A GARDEN CATHEDRAL
“So will I build my altar in the fields,
And the blue sky my fretted dome shall be,
And the sweet fragrance that the wild flower yields
Shall be the incense I will yield to thee.”
~ Samuel Taylor Coleridge
The grower of trees, the gardener, the man born to farming, whose hands reach into the ground and sprout, to him the soil is a divine drug. He enters into death yearly, and comes back rejoicing. He has seen the light lie down in the dung heap, and rise again in the corn. ~ Wendell Berry
The pleasure of eating should be an extensive pleasure, not that of the mere gourmet. People who know the garden in which their vegetables have grown and know that the garden is healthy will remember the beauty of the growing plants, perhaps in the dewy first light of morning when gardens are at their best.

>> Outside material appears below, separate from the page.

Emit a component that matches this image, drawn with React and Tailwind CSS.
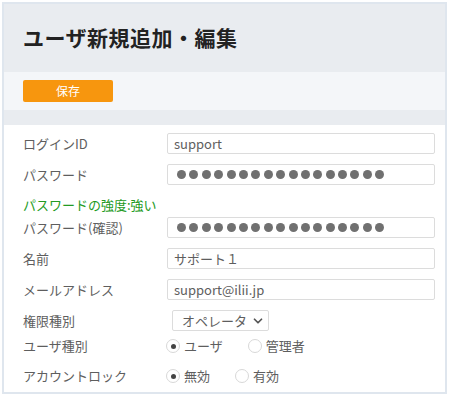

Such a memory involves itself with the food and is one of the pleasures of eating. (pg. 326, The Pleasures of Eating) ~ Wendell Berry
No walls but beds that hold the soil,
welcoming all to join the toil
of life giving ways.
Warmth of sun and saturating rain,
call forth seed to rise and proclaim
of life and resurrection ways.
Gardening is life in so many ways. It is a way of getting back to the elements that make up our very bodies, for we are mud creatures, created from the earth. There is a sense of connectedness that can only arise when we are in nature in communion with soil, seed, plant, flower, tree, and fruit. God is a gardener and has always called us back into the symbiotic relationship that began in the garden among the trees and plants. In a world that has become so mechanized and digitized and industrialized, we find that we have become disconnected from ourselves and community. A community garden can be a cathedral of rich spiritual energy, storytelling, labor giving, harvesting, and giving away. This is the body of Christ and a way of food justice, when our toil answers the question of healthy eating, food deserts, food independence, and hunger abatement. This is love in action, on our knees in the seedbed and cultivating life regulated not by a clock or an artificial rhythm, but the rhythm of weather, season, and planting cycles. This is liturgy and this is a way of being the church that dances to the cosmic dance of God in a garden cathedral.